Similarly, Administrative Interpretation No. 2016-1 addressed the standards for determining joint employer coverage under the FLSA and took the position that joint employment should be “defined expansively.” Under the now-withdrawn guidance, the Wage & Hour Division differentiated between “horizontal” joint employment and “vertical” joint employment and provided guidance on assessing those relationships separately. In assessing “vertical” joint employment, the DOL stated that it would apply the “economic realities” test, which ultimately meant that more companies would be considered joint employers. While the DOL noted that the withdrawal of these two Administrator Interpretations “does not change the legal responsibilities of employers” under the FLSA, it is a strong indication that the DOL intends to return to the more “traditional” view of employment relationships.
DOL Opinion Letters Return
On June 27, 2017, the DOL announced that it will reinstate the practice of issuing Opinion Letters by the Wage & Hour Division regarding the application of the FLSA to various factual circumstances. The DOL also introduced a new website to assist with requesting an Opinion Letter. In 2010, the Obama Administration ceased issuing Opinion Letters and began releasing more general guidance through “Administrator Interpretations.” Opinion Letters are commonly considered a useful resource, and offer employers an opportunity to establish a “good faith” defense against liability under the FLSA.
DOL Issues Notice of Proposed Rulemaking to Revise the “Persuader Rule”
In a Notice of Proposed Rulemaking published on June 12, 2017, the DOL set forth its intention to rescind and revise the “Persuader rule,” which is currently subject to a permanent injunction preventing it from taking effect. Under the “Persuader rule,” which was initially promulgated in March 2016, employer and their labor relations consultants (including attorneys) would have been required to make public disclosures of relationships that were previously confidential.
Some of the disclosures included the identity of the consultant (or attorney) seeking to influence employee unionization decisions and the activities of that consultant. According to the DOL’s notice, the DOL’s decision to rescind and revise the “Persuader rule” is based on a perceived need “to give more consideration to several important effects of the Rule on the regulated parties” and to “address the concerns that have been raised by the reviewing courts” as well as considering “the potential effects . . . on attorneys and employers seeking legal assistance.”

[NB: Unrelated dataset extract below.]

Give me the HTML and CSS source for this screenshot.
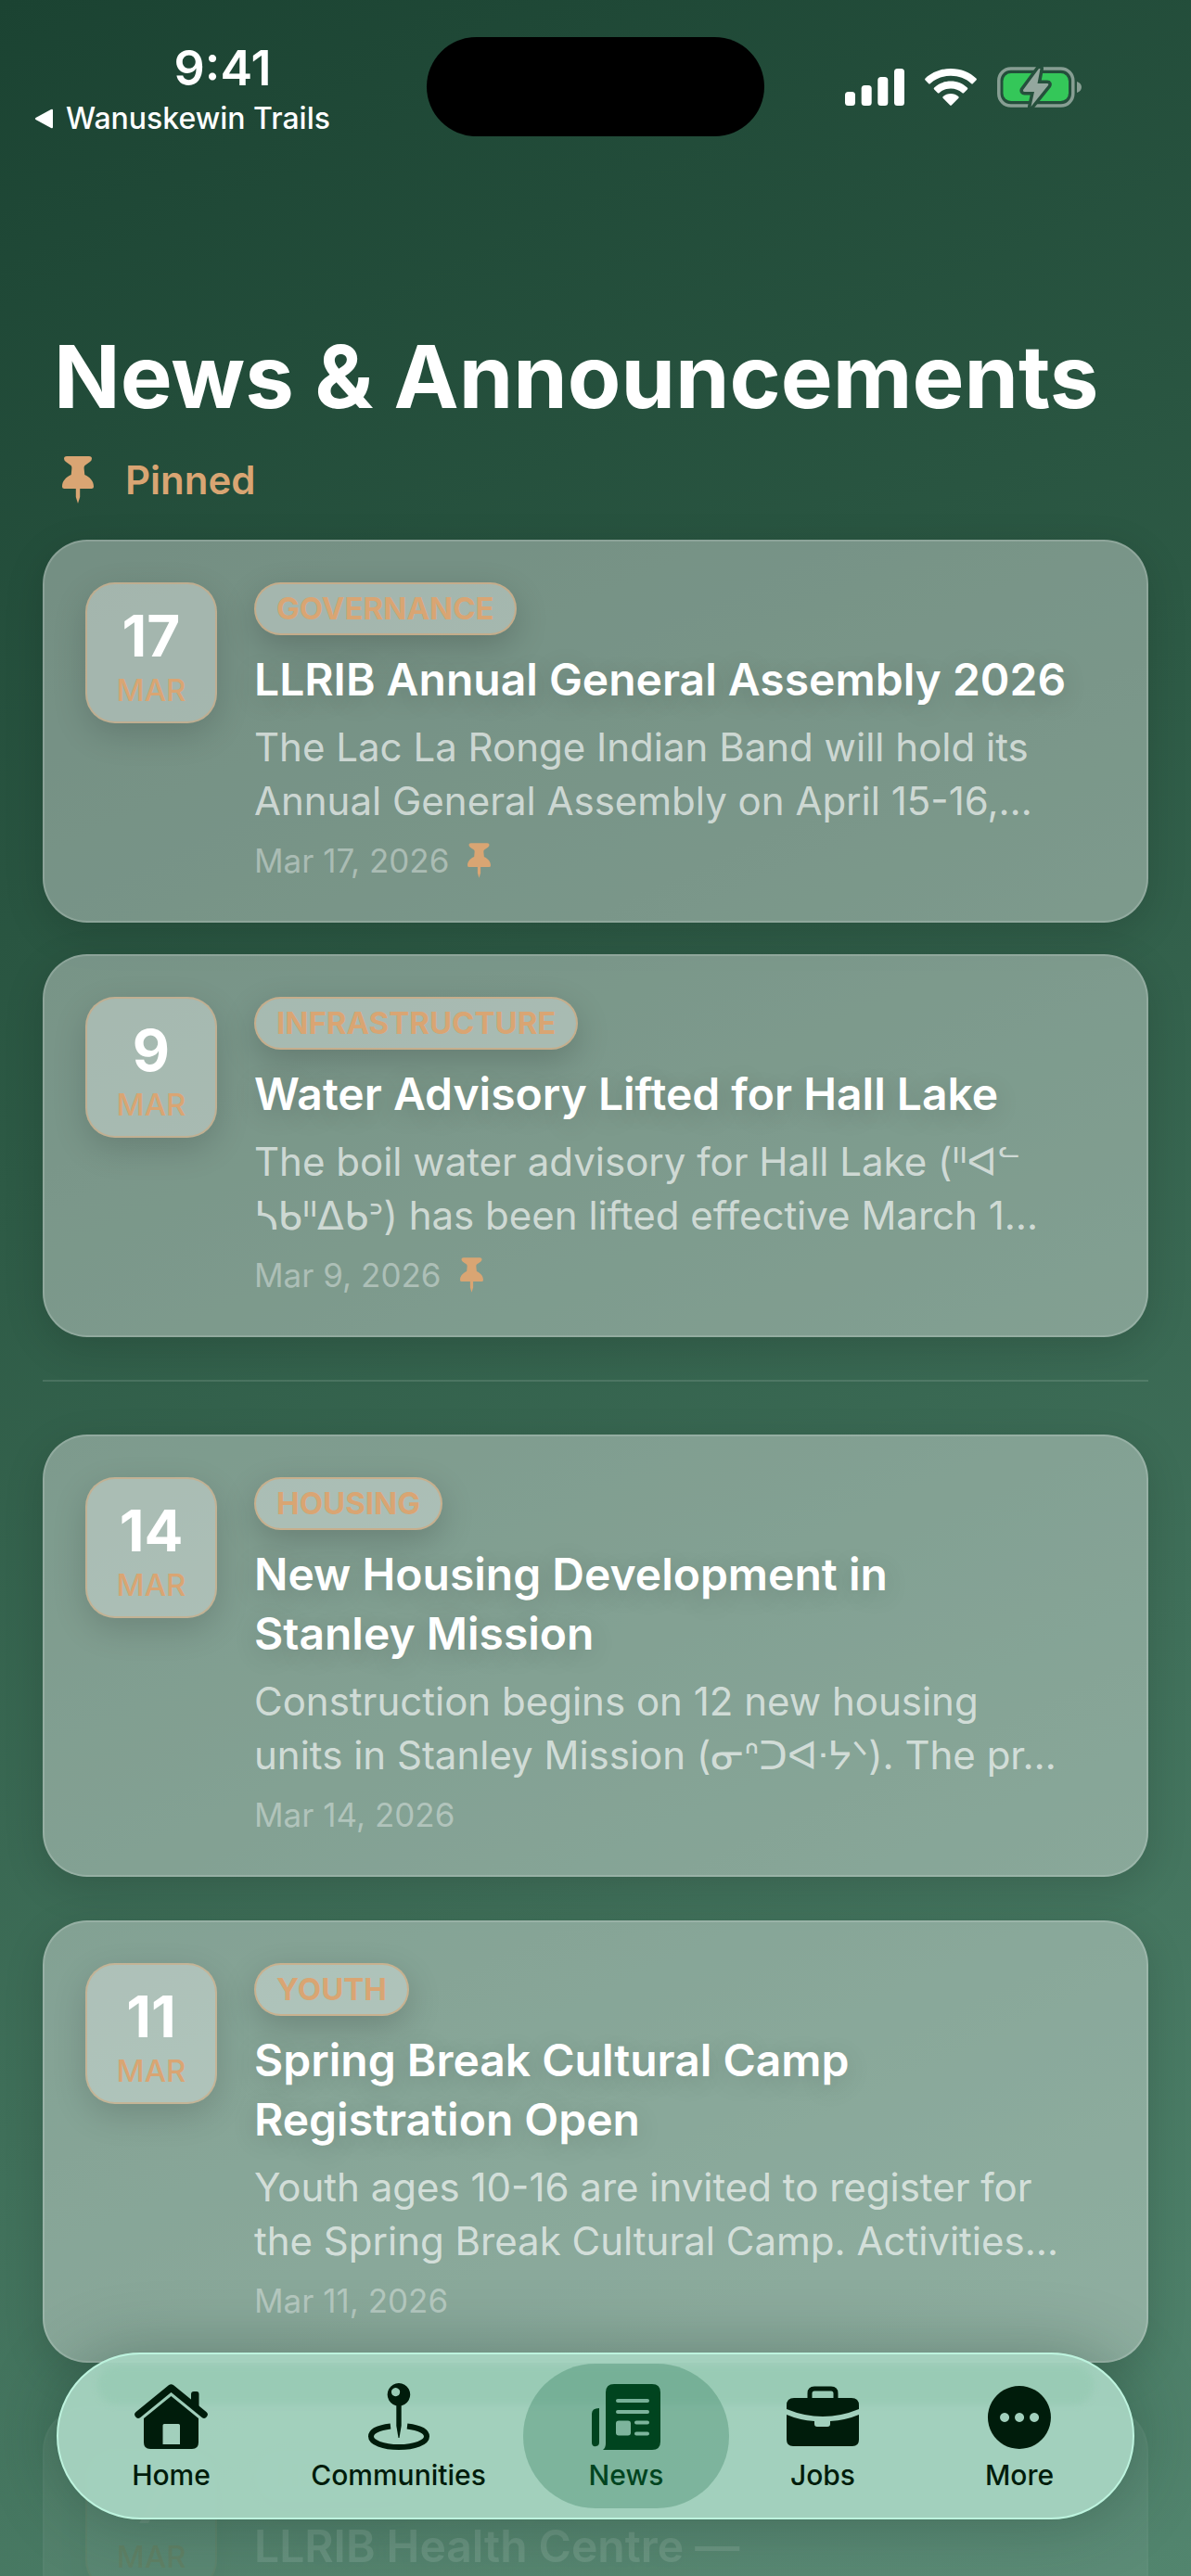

OSHA Delays Date for Compliance with Electronic Reporting of Injury and Illness
OSHA had previously set a deadline of July 1, 2017 for employers to begin complying with electronic reporting obligations under the rule “Improve Tracking of Workplace Injuries and Illnesses.” On June 27, 2017, OSHA proposed a delay of the compliance date until December 1, 2017. According to OSHA’s press release, the “proposed delay will allow OSHA an opportunity to further review and consider the rule” to address questions of “law and policy.”
DOL Effectively Abandons 2016 Overtime Rule
In a decision that received widespread media coverage, a Texas federal district judge in late 2016 blocked the Obama administration’s new overtime rule shortly before it was set to go into effect. Under that final rule, among other changes, the minimum weekly salary threshold to qualify for most of the white-collar overtime exemptions would have increased from $455 to $913. Since the injunction was issued, the final rule has been caught in a sort of legal limbo. The DOL brought some clarity to the status of the rule on June 30, 2017, in a brief filed with the Fifth Circuit Court of Appeals.
While the DOL argued that the injunction should be reversed, it did so on the grounds that the DOL should have the authority to set a salary level (the district court held, in a somewhat bizarre decision, that the DOL does not possess the authority to set a minimum salary level, a holding that the DOL continues to oppose). The DOL requested that the court not address the specific minimum weekly salary set by the 2016 final rule because the DOL intends to issue new regulations setting forth a revised salary level. In previous statements, DOL Secretary Alex Acosta has suggested that an increase in the salary level to approximately $30,000 per year would be more appropriate.